By Kate Stringer | December 4, 2019

Kindergarten teacher Kimberly Atkinson directs her students in a stretching exercise with belly breathing to help them reset their bodies and minds for learning. (Kimberly Atkinson)

Seven years ago, Michael P. Alfano was sitting in his office at Southern Connecticut State University when a faculty member ran into the room in tears. That was how he first learned about the deadly school shooting 20 miles away at Sandy Hook Elementary School, where 26 people — including a student in his graduate education program, first-grade teacher Victoria Soto — were killed.

The tragedy sparked a reckoning in Alfano — and educators across the country — who questioned whether school systems had failed to support individuals who acted out so violently. For Alfano, part of preventing a shooting, bullying, or any other form of violence in schools meant addressing childhood trauma, helping students understand and manage emotions, and training educators in this work.

This year, Alfano launched a new education doctorate at Sacred Heart University to do just that. One of the first of its kind in the country, the doctorate focuses on social, emotional and academic leadership. Alfano, who is now the dean of the Fairfield, Connecticut, university’s school of education, hopes the program can prepare principals, superintendents and other school leaders in supporting teachers and students as well as becoming experts in the fast-growing field of social-emotional learning.

“What do you do with children who are coming to your classroom from poverty and haven’t had breakfast or dinner the night before or any other myriad sets of challenges that teachers live in, day in and day out?” Alfano said. “[Teachers] need the leadership and management of their principals and their superintendents and their directors and coaches to have the skill set and expertise to manage in those spaces.”

The program also fills a need in the social-emotional learning space: teacher training. A recent Aspen Institute report from researchers, educators, parents and students called for redesigned teacher preparation programs that focus on understanding trauma and teaching social, emotional and cognitive development skills.
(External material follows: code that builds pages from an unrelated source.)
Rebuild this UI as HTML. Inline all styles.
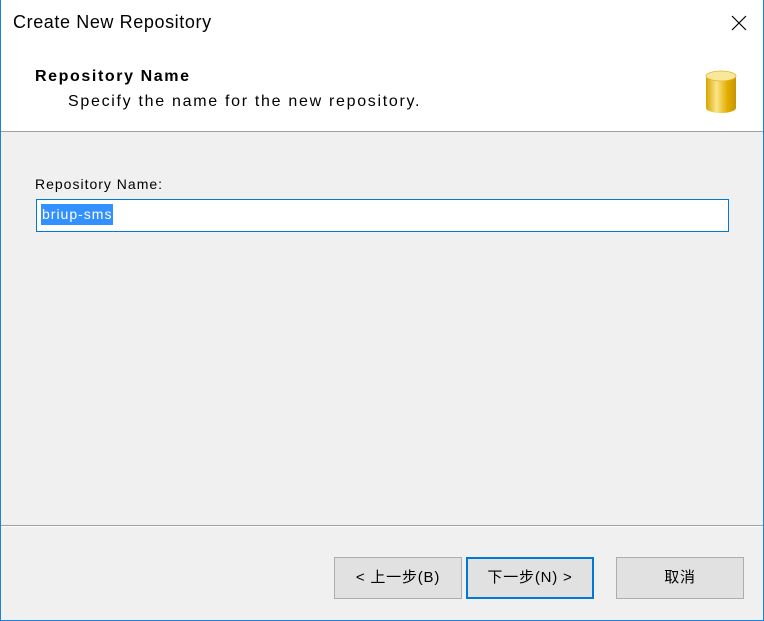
<!DOCTYPE html>
<html><head><meta charset="utf-8"><style>
*{margin:0;padding:0;box-sizing:border-box}
body{width:764px;height:621px;overflow:hidden;font-family:"Liberation Sans","Noto Sans CJK SC",sans-serif;background:#fff;position:relative}
.win{position:absolute;left:0;top:0;width:764px;height:621px;border:1px solid #1883d7;border-top:none;background:#f0f0f0}
.title{position:absolute;left:0;top:0;width:762px;height:46px;background:#fff}
.title span{position:absolute;left:12px;top:12px;font-size:18px;letter-spacing:0.6px;color:#000}
.hdr{position:absolute;left:0;top:46px;width:762px;height:86px;background:#fff;border-bottom:1px solid #a0a0a0}
.b{position:absolute;font-size:13px;color:#000;white-space:nowrap}
.sep{position:absolute;left:0;top:525px;width:762px;height:2px;border-top:1px solid #a0a0a0;border-bottom:1px solid #fff}
.btn{position:absolute;top:557px;width:128px;height:42px;background:#e1e1e1;border:1px solid #adadad;font-size:15px;letter-spacing:0.8px;text-align:center;line-height:40px;color:#000}
</style></head><body>
<div class="win">
<div class="title"><span>Create New Repository</span>
<svg style="position:absolute;left:730px;top:15px" width="16" height="16"><path d="M1 1L15 15M15 1L1 15" stroke="#000" stroke-width="1.2"/></svg></div>
<div class="hdr">
<div class="b" style="left:34px;top:22px;font-size:16px;font-weight:bold;letter-spacing:1.6px">Repository Name</div>
<div class="b" style="left:67px;top:47px;font-size:16px;letter-spacing:1.7px">Specify the name for the new repository.</div>
<svg style="position:absolute;left:704px;top:24px" width="32" height="44" viewBox="0 0 32 44">
<defs><linearGradient id="g" x1="0" x2="1"><stop offset="0" stop-color="#d9a400"/><stop offset=".35" stop-color="#fbe58a"/><stop offset=".7" stop-color="#e2b000"/><stop offset="1" stop-color="#c99400"/></linearGradient></defs>
<path d="M1 6V38A15 5 0 0 0 31 38V6Z" fill="url(#g)"/>
<ellipse cx="16" cy="6" rx="15" ry="5" fill="#fbe79a" stroke="#e0b530" stroke-width="0.8"/>
</svg>
</div>
<div class="b" style="left:34px;top:176px;font-size:14px;letter-spacing:1px">Repository Name:</div>
<div style="position:absolute;left:35px;top:199px;width:693px;height:33px;background:#fff;border:1px solid #0078d7"></div>
<div style="position:absolute;left:40px;top:204px;height:21px;background:#3390ff;color:#fff;font-size:14px;letter-spacing:1px;line-height:20px;padding:0 1px">briup-sms</div>
<div class="sep"></div>
<div class="btn" style="left:333px">&lt; 上一步(B)</div>
<div class="btn" style="left:465px;border:2px solid #0078d7;line-height:38px">下一步(N) &gt;</div>
<div class="btn" style="left:615px">取消</div>
</div>
</body></html>
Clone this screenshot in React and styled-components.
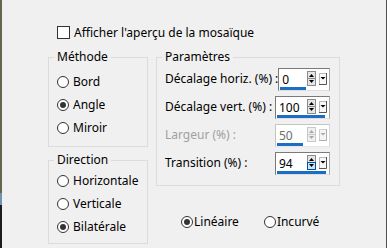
import styled, { createGlobalStyle } from 'styled-components';

const GlobalStyle = createGlobalStyle`
  html, body {
    margin: 0;
    padding: 0;
    background: #f0f0f0;
  }
  body {
    font-family: 'Noto Sans', 'Open Sans', sans-serif;
    font-size: 12px;
    color: #000;
  }
`;

const Screen = styled.div`
  width: 387px;
  height: 248px;
  box-sizing: border-box;
  overflow: hidden;
  padding: 26px 1px 0 2px;
  background:
    linear-gradient(to bottom, #66664f 0 193px, #6f93b3 193px 205px, #1c1c1c 205px) left top / 2px 100% no-repeat,
    linear-gradient(#4f4f4f, #4f4f4f) right top / 1px 100% no-repeat,
    #f0f0f0;
`;

const CheckRow = styled.label`
  display: flex;
  align-items: center;
  gap: 4px;
  height: 13px;
  margin-left: 55px;
  white-space: nowrap;
`;

const CheckBox = styled.span`
  width: 13px;
  height: 13px;
  box-sizing: border-box;
  border: 1px solid #333;
  background: #fff;
  flex: none;
`;

const Columns = styled.div`
  display: flex;
  gap: 8px;
  margin-top: 10px;
  padding-left: 46px;
`;

const Column = styled.div`
  display: flex;
  flex-direction: column;
  width: ${(p) => p.$w}px;
  gap: ${(p) => p.$gap || 0}px;
`;

const Group = styled.fieldset`
  margin: 0;
  padding: ${(p) => p.$pt || 0}px ${(p) => p.$pr || 5}px ${(p) => p.$pb || 0}px 5px;
  border: 1px solid #dcdcdc;
  height: ${(p) => p.$h}px;
  box-sizing: border-box;
  min-width: 0;
`;

const Legend = styled.legend`
  padding: 0 3px;
  line-height: 16px;
  font-size: 12px;
`;

const RadioList = styled.div`
  display: flex;
  flex-direction: column;
  padding-left: 3px;
`;

const RadioRow = styled.label`
  display: flex;
  align-items: center;
  height: 23px;
  gap: ${(p) => p.$gap ?? 4}px;
  white-space: nowrap;
`;

const RadioCircle = styled.span`
  width: 12px;
  height: 12px;
  box-sizing: border-box;
  border-radius: 50%;
  border: 1px solid #333;
  background: #fff;
  display: flex;
  align-items: center;
  justify-content: center;
  flex: none;

  &::after {
    content: '';
    display: ${(p) => (p.$checked ? 'block' : 'none')};
    width: 6px;
    height: 6px;
    border-radius: 50%;
    background: #333;
  }
`;

const ParamList = styled.div`
  display: flex;
  flex-direction: column;
  gap: 5px;
`;

const ParamRow = styled.div`
  display: flex;
  align-items: center;
  height: 23px;
  padding-left: 3px;
`;

const ParamLabel = styled.span`
  flex: 1;
  color: ${(p) => (p.$disabled ? '#a0a0a0' : '#000')};
  white-space: nowrap;
  margin-top: -3px;
`;

const SpinBox = styled.div`
  width: 55px;
  height: 23px;
  box-sizing: border-box;
  border: 1px solid;
  border-color: ${(p) =>
    p.$disabled ? '#c4c4c4 #dadada #e6e6e6 #c4c4c4' : '#7a7a7a #a9a9a9 #dedede #7a7a7a'};
  background: #fff;
  display: flex;
  flex-direction: column;
  padding: 1px 2px 0 1px;
`;

const SpinTop = styled.div`
  display: flex;
  align-items: center;
  height: 16px;
`;

const SpinValue = styled.span`
  flex: 1;
  padding: 3px 0 0 2px;
  line-height: 16px;
  color: ${(p) => (p.$disabled ? '#6d6d6d' : '#000')};
`;

const DropWrap = styled.span`
  display: flex;
  align-self: flex-end;
  margin: 0 0 1px 3px;
`;

const Bar = styled.div`
  height: 3px;
  margin-top: 1px;
  width: ${(p) => p.$w}px;
  background: #1b6ec2;
`;

const ModeRow = styled.div`
  display: flex;
  gap: 25px;
  margin-top: 24px;
  padding-left: 25px;
`;

const Spinner = ({ disabled, hot }) => {
  const stroke = disabled ? '#c8c8c8' : '#8a8a8a';
  const arrow = disabled ? '#a8a8a8' : '#000';
  return (
    <svg width="9" height="15" viewBox="0 0 9 15">
      <rect x="0.5" y="0.5" width="8" height="14" fill={disabled ? '#f0f0f0' : '#e5e5e5'} stroke={stroke} />
      {hot === 'down' && (
        <rect x="0.5" y="7.5" width="8" height="7" fill="#cce4f7" stroke="#005499" />
      )}
      <line x1="0" y1="7.5" x2="9" y2="7.5" stroke={hot === 'down' ? '#005499' : stroke} />
      <path d="M2 6h5L4.5 3z" fill={arrow} />
      <path d="M2 9h5l-2.5 3z" fill={arrow} />
    </svg>
  );
};

const DropButton = ({ disabled }) => (
  <svg width="8" height="12" viewBox="0 0 8 12">
    <rect x="0" y="0" width="8" height="12" fill={disabled ? '#f4f4f4' : '#f8f8f8'} />
    <path d="M0.5 12V0.5H7.5" fill="none" stroke={disabled ? '#d0d0d0' : '#b8b8b8'} />
    <path d="M7.5 0V11.5H0" fill="none" stroke={disabled ? '#b0b0b0' : '#555'} />
    <path d="M1.5 4h5L4 6.5z" fill={disabled ? '#a8a8a8' : '#000'} />
  </svg>
);

const params = [
  { label: 'Décalage horiz. (%) :', value: '0', bar: 26 },
  { label: 'Décalage vert. (%) :', value: '100', bar: 48 },
  { label: 'Largeur (%) :', value: '50', bar: 26, disabled: true },
  { label: 'Transition (%) :', value: '94', bar: 49, hot: 'down' },
];

const Radio = ({ label, checked, gap }) => (
  <RadioRow $gap={gap}>
    <RadioCircle $checked={checked} />
    <span>{label}</span>
  </RadioRow>
);

export default function App() {
  return (
    <Screen>
      <GlobalStyle />
      <CheckRow>
        <CheckBox />
        <span>Afficher l'aperçu de la mosaïque</span>
      </CheckRow>
      <Columns>
        <Column $w={100} $gap={5}>
          <Group $h={98} $pt={5}>
            <Legend>Méthode</Legend>
            <RadioList>
              <Radio label="Bord" />
              <Radio label="Angle" checked />
              <Radio label="Miroir" />
            </RadioList>
          </Group>
          <Group $h={92} $pt={1}>
            <Legend>Direction</Legend>
            <RadioList>
              <Radio label="Horizontale" />
              <Radio label="Verticale" />
              <Radio label="Bilatérale" checked />
            </RadioList>
          </Group>
        </Column>
        <Column $w={184}>
          <Group $h={137} $pt={3} $pr={9} $pb={10}>
            <Legend>Paramètres</Legend>
            <ParamList>
              {params.map((p) => (
                <ParamRow key={p.label}>
                  <ParamLabel $disabled={p.disabled}>{p.label}</ParamLabel>
                  <SpinBox $disabled={p.disabled}>
                    <SpinTop>
                      <SpinValue $disabled={p.disabled}>{p.value}</SpinValue>
                      <Spinner disabled={p.disabled} hot={p.hot} />
                      <DropWrap>
                        <DropButton disabled={p.disabled} />
                      </DropWrap>
                    </SpinTop>
                    <Bar $w={p.bar} />
                  </SpinBox>
                </ParamRow>
              ))}
            </ParamList>
          </Group>
          <ModeRow>
            <Radio label="Linéaire" checked gap={1} />
            <Radio label="Incurvé" gap={1} />
          </ModeRow>
        </Column>
      </Columns>
    </Screen>
  );
}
A 2017 study of teacher colleges found that few programs are instructing educators in how to support students’ social-emotional learning.

“We felt like this would be an opportunity to fill a need in a market because this is an area that is not going away — in Connecticut or anywhere else,” said David Title, program director for the EdD at Sacred Heart University.

David Title, program director of the new education doctorate, talks with students of the first cohort who are starting their graduate studies this year at Sacred Heart University. (Tracy Deer-Mirek/Sacred Heart University)

This is the first doctorate focused on this topic in the state, college leaders said, and it may be one of the first in the country. However, other universities also offer education programs that target social-emotional preparation. In New Jersey, the College of St. Elizabeth and Rutgers University offers a certificate in social-emotional learning and character development. The University of British Columbia has a Master of Arts program with a concentration in social-emotional learning. The Center for Reaching and Teaching the Whole Child in Sunnyvale, California, has received attention for integrating social, emotional and cultural competencies into teacher training programs like those at San Jose State University.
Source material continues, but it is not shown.